Depending heavily on massive monetary expansion and fiscal deficits in erstwhile high-spending countries will ultimately be unsustainable. As I have argued, the stronger is the growth in demand in erstwhile surplus countries, relative to potential GDP, and so the more powerful is global rebalancing, the healthier will be the global recovery. Is this going to happen? I doubt it.

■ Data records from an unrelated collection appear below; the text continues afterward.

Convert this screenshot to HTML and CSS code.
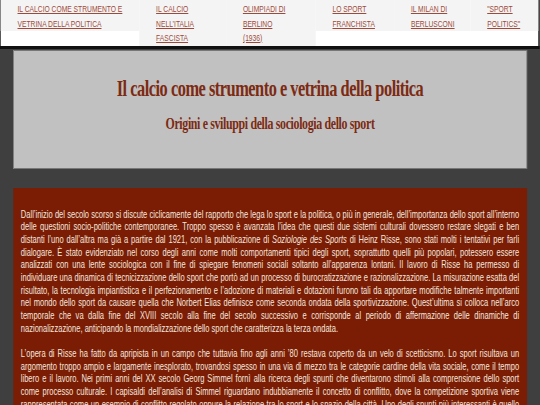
FILE: index.html
```html
<!DOCTYPE html>
<html lang="it">
<head>
<meta charset="utf-8">
<title>Il calcio come strumento e vetrina della politica</title>
<link rel="stylesheet" href="styles.css">
</head>
<body>
<div class="page">
  <nav class="topnav">
    <div class="cell c1"><a href="#">Il calcio come strumento e<br>vetrina della politica</a></div>
    <div class="cell c2"><a href="#">Il calcio<br>nell’Italia<br>fascista</a></div>
    <div class="cell c3"><a href="#">Olimpiadi di<br>Berlino<br>(1936)</a></div>
    <div class="cell c4"><a href="#">Lo sport<br>franchista</a></div>
    <div class="cell c5"><a href="#">Il Milan di<br>Berlusconi</a></div>
    <div class="cell c6"><a href="#">"Sport<br>politics"</a></div>
  </nav>

  <header class="hero">
    <h1 class="hero-title">Il calcio come strumento e vetrina della politica</h1>
    <h2 class="hero-sub">Origini e sviluppi della sociologia dello sport</h2>
  </header>

  <main class="article">
    <p>Dall’inizio del secolo scorso si discute ciclicamente del rapporto che lega lo sport e la politica, o più in generale, dell’importanza dello sport all’interno delle questioni socio-politiche contemporanee. Troppo spesso è avanzata l’idea che questi due sistemi culturali dovessero restare slegati e ben distanti l’uno dall’altra ma già a partire dal 1921, con la pubblicazione di <i>Soziologie des Sports</i> di Heinz Risse, sono stati molti i tentativi per farli dialogare. È stato evidenziato nel corso degli anni come molti comportamenti tipici degli sport, soprattutto quelli più popolari, potessero essere analizzati con una lente sociologica con il fine di spiegare fenomeni sociali soltanto all’apparenza lontani. Il lavoro di Risse ha permesso di individuare una dinamica di tecnicizzazione dello sport che portò ad un processo di burocratizzazione e razionalizzazione. La misurazione esatta del risultato, la tecnologia impiantistica e il perfezionamento e l’adozione di materiali e dotazioni furono tali da apportare modifiche talmente importanti nel mondo dello sport da causare quella che Norbert Elias definisce come seconda ondata della sportivizzazione. Quest’ultima si colloca nell’arco temporale che va dalla fine del XVIII secolo alla fine del secolo successivo e corrisponde al periodo di affermazione delle dinamiche di nazionalizzazione, anticipando la mondializzazione dello sport che caratterizza la terza ondata.</p>
    <p>L’opera di Risse ha fatto da apripista in un campo che tuttavia fino agli anni ’80 restava coperto da un velo di scetticismo. Lo sport risultava un argomento troppo ampio e largamente inesplorato, trovandosi spesso in una via di mezzo tra le categorie cardine della vita sociale, come il tempo libero e il lavoro. Nei primi anni del XX secolo Georg Simmel fornì alla ricerca degli spunti che diventarono stimoli alla comprensione dello sport come processo culturale. I capisaldi dell’analisi di Simmel riguardano indubbiamente il concetto di conflitto, dove la competizione sportiva viene rappresentata come un esempio di conflitto regolato oppure la relazione tra lo sport e lo spazio della città. Uno degli spunti più interessanti è quello legato alla figura dello straniero, che nello sport trova una delle sue rappresentazioni più evidenti.</p>
  </main>
</div>
</body>
</html>
```

FILE: styles.css
```css
html, body {
  margin: 0;
  padding: 0;
  background: #3f3f3f;
  overflow-x: hidden;
}

.page {
  width: 771.43px;
  transform: scaleX(0.7);
  transform-origin: 0 0;
}

/* top navigation */
.topnav {
  display: flex;
  align-items: flex-start;
  background: #ffffff;
  border-left: 1.43px solid #111;
  border-right: 2.86px solid #111;
  border-bottom: 3px solid #111;
  height: 46px;
  font-family: "Liberation Sans", Arial, sans-serif;
  font-size: 9.6px;
  line-height: 14.6px;
  text-transform: uppercase;
}

.cell {
  background: #f4f4f4;
  padding: 2px 0 0 24px;
  box-sizing: border-box;
  white-space: nowrap;
}

.cell a {
  color: #9e4a3a;
  text-decoration: underline;
}

.c1 { width: 198px; height: 31.2px; }
.c2 { width: 124px; height: 46px; }
.c3 { width: 128px; height: 46px; }
.c4 { width: 112px; height: 31.2px; }
.c5 { width: 109px; height: 31.2px; }
.c6 { flex: 1; height: 31.2px; }

/* header banner */
.hero {
  width: 734px;
  margin: 1px auto 0;
  box-sizing: border-box;
  background: #c1c1c1;
  border: 1px solid #777;
  border-left-width: 1.43px;
  border-right-width: 1.43px;
  padding: 23px 0 34px;
  text-align: center;
  font-family: "Liberation Serif", "Times New Roman", serif;
  font-weight: bold;
  color: #7d2a12;
}

.hero-title {
  margin: 0;
  font-size: 23.4px;
  line-height: 28px;
  letter-spacing: -0.7px;
}

.hero-sub {
  margin: 12px 0 0;
  font-size: 17px;
  line-height: 20px;
  letter-spacing: -0.5px;
}

/* article */
.article {
  width: 734px;
  margin: 19px auto 0;
  box-sizing: border-box;
  background: #7b1d05;
  padding: 7px 11px 8px 11px;
  font-family: "Liberation Sans", Arial, sans-serif;
  font-size: 10.8px;
  line-height: 12.67px;
  color: #f3e6de;
  text-align: justify;
}

.article p {
  margin: 12.67px 0;
}
```
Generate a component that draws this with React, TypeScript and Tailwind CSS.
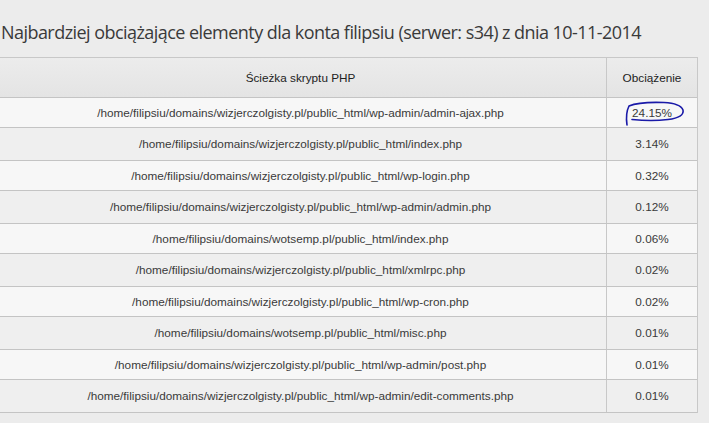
import React from "react";

const rows: [string, string][] = [
  ["/home/filipsiu/domains/wizjerczolgisty.pl/public_html/wp-admin/admin-ajax.php", "24.15%"],
  ["/home/filipsiu/domains/wizjerczolgisty.pl/public_html/index.php", "3.14%"],
  ["/home/filipsiu/domains/wizjerczolgisty.pl/public_html/wp-login.php", "0.32%"],
  ["/home/filipsiu/domains/wizjerczolgisty.pl/public_html/wp-admin/admin.php", "0.12%"],
  ["/home/filipsiu/domains/wotsemp.pl/public_html/index.php", "0.06%"],
  ["/home/filipsiu/domains/wizjerczolgisty.pl/public_html/xmlrpc.php", "0.02%"],
  ["/home/filipsiu/domains/wizjerczolgisty.pl/public_html/wp-cron.php", "0.02%"],
  ["/home/filipsiu/domains/wotsemp.pl/public_html/misc.php", "0.01%"],
  ["/home/filipsiu/domains/wizjerczolgisty.pl/public_html/wp-admin/post.php", "0.01%"],
  ["/home/filipsiu/domains/wizjerczolgisty.pl/public_html/wp-admin/edit-comments.php", "0.01%"],
];

export default function App() {
  return (
    <div className="w-[709px] h-[423px] overflow-hidden bg-[#ececec] text-[#333]" style={{ fontFamily: "'Liberation Sans', Arial, sans-serif" }}>
      <div className="h-[57px] pt-[20px] pl-[1px] text-[18px] leading-[24px] tracking-[-0.55px] text-[#3a3a3a] whitespace-nowrap" style={{ fontFamily: "'Open Sans', sans-serif" }}>
        Najbardziej obciążające elementy dla konta filipsiu (serwer: s34) z dnia 10-11-2014
      </div>
      <div className="ml-[-5px] w-[703px] border-t border-r border-[#c8c8c8] text-[11.75px]">
        <div className="flex h-[40px] bg-gradient-to-b from-[#ececec] to-[#e4e4e4] border-b border-[#c4c4c4]">
          <div className="w-[612px] flex items-center justify-center border-r border-[#c8c8c8] text-[#222]">Ścieżka skryptu PHP</div>
          <div className="flex-1 flex items-center justify-center text-[#222]">Obciążenie</div>
        </div>
        {rows.map(([path, load], i) => (
          <div
            key={i}
            className={
              "flex border-b border-[#c4c4c4] " +
              (i % 2 === 0 ? "h-[30px] bg-[#f7f7f7]" : "h-[33px] bg-[#efefef]")
            }
          >
            <div className="w-[612px] flex items-center justify-center border-r border-[#c8c8c8] text-[#3a3a3a]">{path}</div>
            <div className="flex-1 flex items-center justify-center text-[#3a3a3a] relative">
              {load}
              {i === 0 && (
                <svg className="absolute left-[17px] top-[2px]" width="62" height="28" viewBox="0 0 62 28" fill="none">
                  <path
                    d="M3 25 C2 18 3 10 5 6 C12 3 26 2 40 2.5 C50 3 57 5 59 10 C60 15 55 18 44 19.5 C32 21 18 20.5 8 19.5"
                    stroke="#1a1aa8"
                    strokeWidth="1.6"
                    strokeLinecap="round"
                  />
                </svg>
              )}
            </div>
          </div>
        ))}
      </div>
    </div>
  );
}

If the exit into vigorous recovery seems still so uncertain, has the world at least been learning the right lessons for future management of the world economy? I believe not. The financial sector that is emerging from the crisis is even more riddled with moral hazard than the one that went into it. Its fundamental weaknesses are not yet redressed. Questions also remain about the working of the dollar-based international monetary system, the right targets for monetary policy, the management of global capital flows, the vulnerability of emerging economies, demonstrated in central and eastern Europe, and, not least, the financial fragility demonstrated so often and so painfully over the past three decades. However difficult the recovery may be, we must not ignore these questions. After my summer break, I look forward to addressing them in September.